As always we have a comment of the week. This week the prize goes to scripto for his eloquent summation of a central problem with this book:

Shit. Nothing's happened and I still got lost. I had to check the cast of characters to see who the hell Cameron was. I always knew him as Buck. Quit messing with my head.

Yeah, tell me about it. As this book staggers drunkenly on characters are introduced at an appalling rate and then ignored for a half-dozen chapters only to crop up again at random moments. There's a reason why I put a list of characters at the beginning of each entry- because otherwise I wouldn't be able to keep up with it either. Thanks for the insight, scripto, and keep at it everyone! There's plenty of time to get your comments in.

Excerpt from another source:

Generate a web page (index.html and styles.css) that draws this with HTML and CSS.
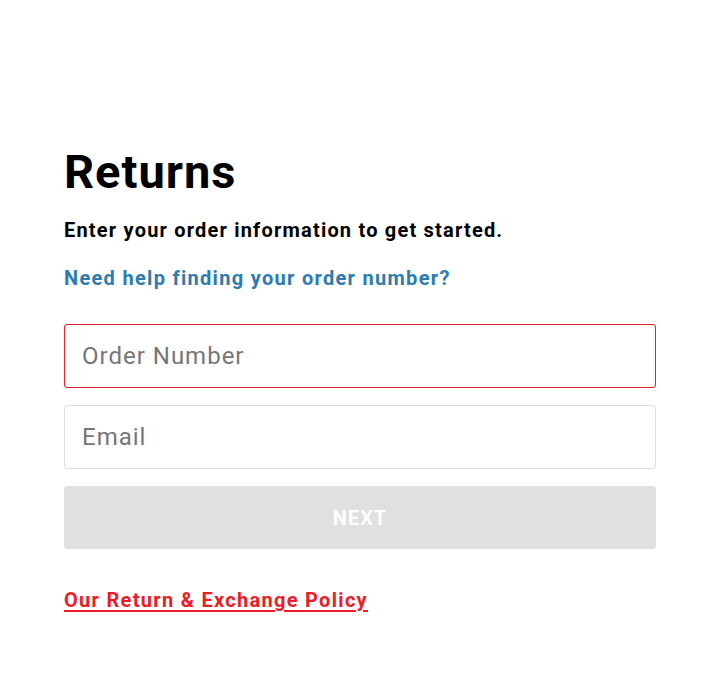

And with that, let's begin! As always, page/line numbers are in bold, quotes from the book are in block quotes, my commentary is in regular print, and you can navigate the whole series with the provided tag.


Dramatis Personae

In an order determined by zodiacal sign...

Rayford Steele: Airline captain. Husband of Irene Steele. Possible former gay porn star. Ditherer. No longer attracted to Hattie. Bad father. Cries a lot.

Irene Steele: Wife of Rayford Steele. Born-again Christian. Not perfect, just forgiven. Reader of marriage books. Cleans obsessively. Likes egg in her coffee. Bakes really silly cookies. Likes butter churns.

Cameron "Buck" Williams: Reporter. Known for "bucking tradition and authority." Terrible Excellent writer. Spiritually attuned. Electronics wiz. Fast typist. Clumsy on slides. Travels a lot. Graduated from Princeton. Human alarm clock.

Hattie Durham: Flight attendant. Toucher. Hottie. Hysterical female type. Girl power devotee. Unhealthily thin. Twenty-seven years old. Blonde.

Chris Smith: Airline co-pilot. Worked with Rayford Steele. Father of two. Husband. Killed himself.

Chloe Steele: Daughter of Rayford Steele. Student at Stanford.

Chaim Rosenzweig: Israeli chemist. Kinda freaky. Friend of Buck's.

Steve Plank: Buck's boss at Global Weekly. Not the sharpest tool in the shed.

Nicolae Carpathia: Businessman. Romanian Senator. Romanian President. Antichrist. Favors arms reductions.

Raymie Steele: Son of Rayford Steele. Taken in the rapture.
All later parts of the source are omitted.